Awards include investiture in the Order of Canada (1995), the Order of Ontario (2007), and the Terry Fox Hall of Fame (2003), honorary doctorates from Queen’s University and the University of Western Ontario, and awards from other organizations including e.g. the City of Toronto, the Law Society of Upper Canada, the Ontario Bar Association Public Lawyers Section, the Advocates Society, the Ontario Crown Attorneys Association, the Ontario March of Dimes and Community Living Ontario.
He was very flattered and humbled when the Canadian Lawyer Magazine August 2010 edition listed him among Canada’s 25 most influential lawyers. However, he was left wondering: “If I am so influential, why doesn’t anyone listen to me?”
He is the author of one law book, and the author or co-author of 30 law journal articles or book chapters on topics including constitutional law, criminal law, administrative law, human rights, and the rights of persons with disabilities. His publications have been cited with approval in several decisions of the Supreme Court of Canada, as well as by trial and appeal courts across Canada. He has lectured on topics including these across Canada, and in the U.S., Israel, the Republic of Ireland, Denmark and Belgium.
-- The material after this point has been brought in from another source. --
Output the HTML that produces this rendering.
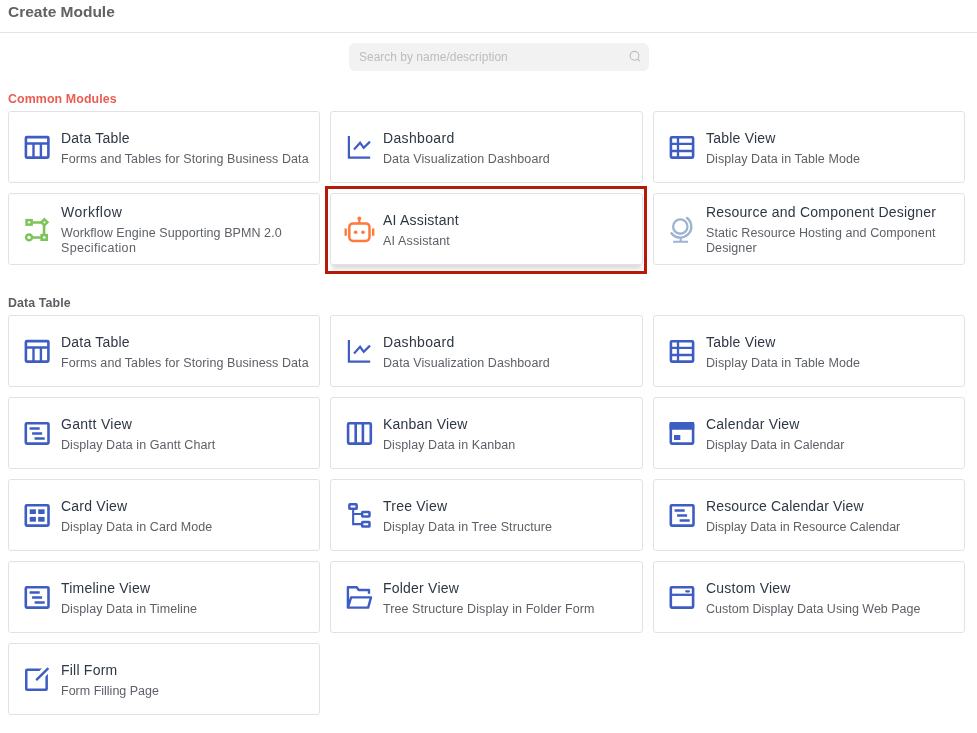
<!DOCTYPE html>
<html><head><meta charset="utf-8"><style>
html,body{margin:0;-webkit-font-smoothing:antialiased;padding:0;background:#fff;width:977px;height:733px;overflow:hidden;position:relative;font-family:"Liberation Sans",sans-serif}
.hdr{will-change:transform;position:absolute;left:8px;top:-0.5px;font-size:15.5px;font-weight:700;color:#616161;line-height:24px}
.hline{position:absolute;left:0;top:32px;width:977px;height:1px;background:#e4e4e4}
.search{will-change:transform;position:absolute;left:349px;top:43px;width:300px;height:28px;background:#f2f2f2;border-radius:6px}
.search .ph{position:absolute;left:10px;top:6px;font-size:12px;line-height:16px;color:#bdbdbd}
.sec{will-change:transform;position:absolute;left:8px;font-size:12.4px;letter-spacing:0.1px;font-weight:700;line-height:16px}
.card{will-change:transform;position:absolute;height:72px;box-sizing:border-box;border:1px solid #e0e2e6;border-radius:3px;background:#fff}
.card .ic{position:absolute;left:-1px;top:-1px}
.card .t{position:absolute;left:52px;font-size:14px;letter-spacing:0.22px;line-height:20px;color:#2e3744;white-space:nowrap}
.card .d{position:absolute;left:52px;font-size:12.5px;letter-spacing:0.08px;line-height:15px;color:#5d6167;white-space:nowrap}
.hl{position:absolute;left:325px;top:186px;width:322px;height:88px;box-sizing:border-box;border:3px solid #b5190a}
</style></head><body>
<div class="hdr">Create Module</div>
<div class="hline"></div>
<div class="search"><div class="ph">Search by name/description</div>
<svg style="position:absolute;left:278px;top:6px" width="16" height="16" viewBox="0 0 16 16"><circle cx="7.5" cy="6.8" r="4.4" stroke="#bcbcbc" stroke-width="1.1" fill="none"/><path d="M10.6 10L12.8 12.2" stroke="#bcbcbc" stroke-width="1.1"/></svg></div>
<div class="sec" style="top:91px;color:#eb5c51">Common Modules</div>
<div class="card" style="left:8px;top:111px;width:312px"><svg class="ic" width="60" height="72" viewBox="0 0 60 72"><rect x="17.9" y="26.1" width="22.5" height="20.5" rx="1" stroke="#3e5dc3" fill="none" stroke-width="2.6"/><path d="M17.9 32.5H40.4M25.5 32.5V46.6M32.9 32.5V46.6" stroke="#3e5dc3" fill="none" stroke-width="2.4"/></svg><div class="t" style="top:16px">Data Table</div><div class="d" style="top:40.3px">Forms and Tables for Storing Business Data</div></div><div class="card" style="left:330px;top:111px;width:313px"><svg class="ic" width="60" height="72" viewBox="0 0 60 72"><path d="M18.9 25.1V46.7H40.2" stroke="#3e5dc3" fill="none" stroke-width="2.2"/><path d="M24 38.5L30.1 31.8L33.7 36.8L40 30.6" stroke="#3e5dc3" fill="none" stroke-width="2.2"/></svg><div class="t" style="top:16px;letter-spacing:0.35px">Dashboard</div><div class="d" style="top:40.3px">Data Visualization Dashboard</div></div><div class="card" style="left:653px;top:111px;width:312px"><svg class="ic" width="60" height="72" viewBox="0 0 60 72"><rect x="17.9" y="26.2" width="22.2" height="20.4" rx="1" stroke="#3e5dc3" fill="none" stroke-width="2.6"/><path d="M17.9 32.9H40.1M17.9 40H40.1M25 26.2V46.6" stroke="#3e5dc3" fill="none" stroke-width="2.3"/></svg><div class="t" style="top:16px">Table View</div><div class="d" style="top:40.3px">Display Data in Table Mode</div></div><div class="card" style="left:8px;top:193px;width:312px"><svg class="ic" width="60" height="72" viewBox="0 0 60 72"><rect x="18.55" y="27.15" width="5.1" height="4.45" stroke="#7cc35a" stroke-width="2.5" fill="none"/><path d="M24.9 29.45H33.2M36.05 32V41.5M24 44.45H33" stroke="#7cc35a" stroke-width="2.6" fill="none"/><path d="M36.4 26.3L39.4 29.3L36.4 32.3L33.4 29.3Z" stroke="#7cc35a" stroke-width="2.5" fill="none"/><circle cx="21.05" cy="44.4" r="2.95" stroke="#7cc35a" stroke-width="2.5" fill="none"/><rect x="33.65" y="42.15" width="5.1" height="4.6" stroke="#7cc35a" stroke-width="2.5" fill="none"/></svg><div class="t" style="top:8px;letter-spacing:0.5px">Workflow</div><div class="d" style="top:32.3px">Workflow Engine Supporting BPMN 2.0<br><span style="letter-spacing:0.33px">Specification</span></div></div><div class="card" style="left:330px;top:193px;width:313px;box-shadow:0 6px 4px -2px rgba(0,0,0,0.14)"><svg class="ic" width="60" height="72" viewBox="0 0 60 72"><rect x="19.3" y="30.4" width="20.2" height="17.5" rx="3.6" stroke="#fd7a3c" stroke-width="2.5" fill="none"/><circle cx="29.3" cy="25.4" r="1.9" fill="#fd7a3c"/><path d="M29.3 25.4V30" stroke="#fd7a3c" stroke-width="2.2"/><path d="M15.7 35.5V42.8M43.2 35.5V42.8" stroke="#fd7a3c" stroke-width="2.4"/><circle cx="25.6" cy="39.3" r="1.8" fill="#fd7a3c"/><circle cx="33" cy="39.3" r="1.8" fill="#fd7a3c"/></svg><div class="t" style="top:16px">AI Assistant</div><div class="d" style="top:40.3px"><span style="letter-spacing:0.14px">AI Assistant</span></div></div><div class="card" style="left:653px;top:193px;width:312px"><svg class="ic" width="60" height="72" viewBox="0 0 60 72"><circle cx="27.3" cy="33.6" r="7.2" stroke="#9db3d2" stroke-width="2.35" fill="none"/><path d="M34.07 24.93A11 11 0 1 1 18.5 40.2" stroke="#9db3d2" stroke-width="2.4" fill="none" stroke-linecap="round"/><path d="M27.7 44.5V48M20.1 48.7H35.1" stroke="#9db3d2" stroke-width="2.1" fill="none"/></svg><div class="t" style="top:8px">Resource and Component Designer</div><div class="d" style="top:32.3px">Static Resource Hosting and Component<br>Designer</div></div>
<div class="sec" style="top:295px;color:#5d5e64">Data Table</div>
<div class="card" style="left:8px;top:315px;width:312px"><svg class="ic" width="60" height="72" viewBox="0 0 60 72"><rect x="17.9" y="26.1" width="22.5" height="20.5" rx="1" stroke="#3e5dc3" fill="none" stroke-width="2.6"/><path d="M17.9 32.5H40.4M25.5 32.5V46.6M32.9 32.5V46.6" stroke="#3e5dc3" fill="none" stroke-width="2.4"/></svg><div class="t" style="top:16px">Data Table</div><div class="d" style="top:40.3px">Forms and Tables for Storing Business Data</div></div><div class="card" style="left:330px;top:315px;width:313px"><svg class="ic" width="60" height="72" viewBox="0 0 60 72"><path d="M18.9 25.1V46.7H40.2" stroke="#3e5dc3" fill="none" stroke-width="2.2"/><path d="M24 38.5L30.1 31.8L33.7 36.8L40 30.6" stroke="#3e5dc3" fill="none" stroke-width="2.2"/></svg><div class="t" style="top:16px;letter-spacing:0.35px">Dashboard</div><div class="d" style="top:40.3px">Data Visualization Dashboard</div></div><div class="card" style="left:653px;top:315px;width:312px"><svg class="ic" width="60" height="72" viewBox="0 0 60 72"><rect x="17.9" y="26.2" width="22.2" height="20.4" rx="1" stroke="#3e5dc3" fill="none" stroke-width="2.6"/><path d="M17.9 32.9H40.1M17.9 40H40.1M25 26.2V46.6" stroke="#3e5dc3" fill="none" stroke-width="2.3"/></svg><div class="t" style="top:16px">Table View</div><div class="d" style="top:40.3px">Display Data in Table Mode</div></div><div class="card" style="left:8px;top:397px;width:312px"><svg class="ic" width="60" height="72" viewBox="0 0 60 72"><rect x="17.8" y="26.2" width="22.7" height="20.4" rx="1" stroke="#3e5dc3" fill="none" stroke-width="2.6"/><path d="M21.6 31.6H31.7M24.1 36.5H34.1M26.6 41.5H36.7" stroke="#3e5dc3" stroke-width="2.5" fill="none"/></svg><div class="t" style="top:16px;letter-spacing:0.3px">Gantt View</div><div class="d" style="top:40.3px">Display Data in Gantt Chart</div></div><div class="card" style="left:330px;top:397px;width:313px"><svg class="ic" width="60" height="72" viewBox="0 0 60 72"><rect x="18.1" y="26.2" width="22.7" height="20.4" rx="1" stroke="#3e5dc3" fill="none" stroke-width="2.6"/><path d="M25.7 26.2V46.6M32.9 26.2V46.6" stroke="#3e5dc3" fill="none" stroke-width="2.6"/></svg><div class="t" style="top:16px">Kanban View</div><div class="d" style="top:40.3px">Display Data in Kanban</div></div><div class="card" style="left:653px;top:397px;width:312px"><svg class="ic" width="60" height="72" viewBox="0 0 60 72"><rect x="17.8" y="26.2" width="22.3" height="20.4" rx="1" stroke="#3e5dc3" fill="none" stroke-width="2.6"/><rect x="16.6" y="25.1" width="24.6" height="7.6" rx="1" fill="#3e5dc3"/><rect x="21" y="38" width="6.3" height="5" fill="#3e5dc3"/></svg><div class="t" style="top:16px">Calendar View</div><div class="d" style="top:40.3px"><span style="letter-spacing:0.01px">Display Data in Calendar</span></div></div><div class="card" style="left:8px;top:479px;width:312px"><svg class="ic" width="60" height="72" viewBox="0 0 60 72"><rect x="17.8" y="26.2" width="22.7" height="20.4" rx="1" stroke="#3e5dc3" fill="none" stroke-width="2.6"/><rect x="21.7" y="30.3" width="6.2" height="4.7" fill="#3e5dc3"/><rect x="30.2" y="30.3" width="6.4" height="4.7" fill="#3e5dc3"/><rect x="21.7" y="37.9" width="6.2" height="4.8" fill="#3e5dc3"/><rect x="30.2" y="37.9" width="6.4" height="4.8" fill="#3e5dc3"/></svg><div class="t" style="top:16px">Card View</div><div class="d" style="top:40.3px">Display Data in Card Mode</div></div><div class="card" style="left:330px;top:479px;width:313px"><svg class="ic" width="60" height="72" viewBox="0 0 60 72"><rect x="19.35" y="25.25" width="7.3" height="4.6" rx="0.7" stroke="#3e5dc3" fill="none" stroke-width="2.5"/><rect x="32.15" y="32.9" width="7.35" height="4.6" rx="0.7" stroke="#3e5dc3" fill="none" stroke-width="2.5"/><rect x="32.15" y="43" width="7.35" height="4.6" rx="0.7" stroke="#3e5dc3" fill="none" stroke-width="2.5"/><path d="M23.15 29.85V45.1H31M23.15 35H31" stroke="#3e5dc3" fill="none" stroke-width="2.1"/></svg><div class="t" style="top:16px">Tree View</div><div class="d" style="top:40.3px">Display Data in Tree Structure</div></div><div class="card" style="left:653px;top:479px;width:312px"><svg class="ic" width="60" height="72" viewBox="0 0 60 72"><rect x="17.8" y="26.2" width="22.7" height="20.4" rx="1" stroke="#3e5dc3" fill="none" stroke-width="2.6"/><path d="M21.6 31.6H31.7M24.1 36.5H34.1M26.6 41.5H36.7" stroke="#3e5dc3" stroke-width="2.5" fill="none"/></svg><div class="t" style="top:16px;letter-spacing:0.14px">Resource Calendar View</div><div class="d" style="top:40.3px"><span style="letter-spacing:-0.03px">Display Data in Resource Calendar</span></div></div><div class="card" style="left:8px;top:561px;width:312px"><svg class="ic" width="60" height="72" viewBox="0 0 60 72"><rect x="17.8" y="26.2" width="22.7" height="20.4" rx="1" stroke="#3e5dc3" fill="none" stroke-width="2.6"/><path d="M21.6 31.6H31.7M24.1 36.5H34.1M26.6 41.5H36.7" stroke="#3e5dc3" stroke-width="2.5" fill="none"/></svg><div class="t" style="top:16px">Timeline View</div><div class="d" style="top:40.3px">Display Data in Timeline</div></div><div class="card" style="left:330px;top:561px;width:313px"><svg class="ic" width="60" height="72" viewBox="0 0 60 72"><path d="M17.9 46.6V26.3H26.7L28.7 29H39V32.7" stroke="#3e5dc3" stroke-width="2.4" fill="none" stroke-linejoin="round"/><path d="M17.9 46.6L21.1 36.4H41L38.2 46.6Z" stroke="#3e5dc3" stroke-width="2.4" fill="none" stroke-linejoin="round"/></svg><div class="t" style="top:16px">Folder View</div><div class="d" style="top:40.3px">Tree Structure Display in Folder Form</div></div><div class="card" style="left:653px;top:561px;width:312px"><svg class="ic" width="60" height="72" viewBox="0 0 60 72"><rect x="17.8" y="26.2" width="22.3" height="20.4" rx="1" stroke="#3e5dc3" fill="none" stroke-width="2.6"/><path d="M17.8 33.8H40.1" stroke="#3e5dc3" fill="none" stroke-width="2.3"/><path d="M33.2 30.3H35.9" stroke="#3e5dc3" stroke-width="2.2" stroke-linecap="round"/></svg><div class="t" style="top:16px">Custom View</div><div class="d" style="top:40.3px"><span style="letter-spacing:0.0px">Custom Display Data Using Web Page</span></div></div><div class="card" style="left:8px;top:643px;width:312px"><svg class="ic" width="60" height="72" viewBox="0 0 60 72"><rect x="18.25" y="26.85" width="20.4" height="19.9" rx="0.8" stroke="#3e5dc3" stroke-width="2.5" fill="none"/><path d="M30 35.15L45 20.15" stroke="#fff" stroke-width="8.1"/><path d="M28.2 37.1L40.4 25.2" stroke="#3e5dc3" stroke-width="2.4"/></svg><div class="t" style="top:16px">Fill Form</div><div class="d" style="top:40.3px"><span style="letter-spacing:0.0px">Form Filling Page</span></div></div>
<div class="hl"></div>
</body></html>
Jennifer Nadler has a BA with high distinction in English and Political Science from the University of Toronto, a JD with honours from the University of Toronto, an LLM from New York University, where she was a Vanderbilt Scholar, and an SJD from the University of Toronto. Her doctoral dissertation is a study of the private law implications of the conceptions of freedom portrayed in the novels of Henry James. She publishes in the areas of private law, theoretical jurisprudence, and law and literature.
The Honourable Marshall Rothstein has made rich and varied contributions to the law over the past 50 years, including serving on the Supreme Court of Canada from March 2006 until his retirement in August 2015. Mr. Rothstein officially joined the Law School on January 1, 2016 for a one-year term. As Distinguished Visiting Professor, he is involved with a broad range of academic activities focused on interactions with Osgoode students. He works closely with IP Osgoode – the Law School’s flagship Intellectual Property Law and Technology Program – as well as in areas of Tax and Administrative Law.
In addition to his work as Distinguished Visiting Professor, Rothstein is currently an Associate Counsel at Hunter Litigation Chambers in Vancouver, where his primary focus is as an arbitrator on complex commercial and public law cases.
Martha Simmons, PhD
Martha Simmons is a Visiting Professor at Osgoode Hall Law School who will join the full-time faculty as an Assistant Professor on July 1, 2017. She is also the Director of the Mediation Intensive Clinical Program and the Osgoode Mediation Clinic, and sits on the Executive Committee of the Winkler Institute for Dispute Resolution. Her research focus is in dispute resolution and legal education. She is a certified Collaborative Lawyer and mediator. In addition to the mediation program, Simmons teaches negotiation and mediation in the JD program at Osgoode Hall Law School, and is also a faculty member of the part-time LLM program in ADR at Osgoode Professional Development. She is a member of the Law Society of Upper Canada and serves on the Board of Governors of Havergal College, an all-girls school in Toronto. Simmons is a teaching award recipient from Osgoode Hall Law School.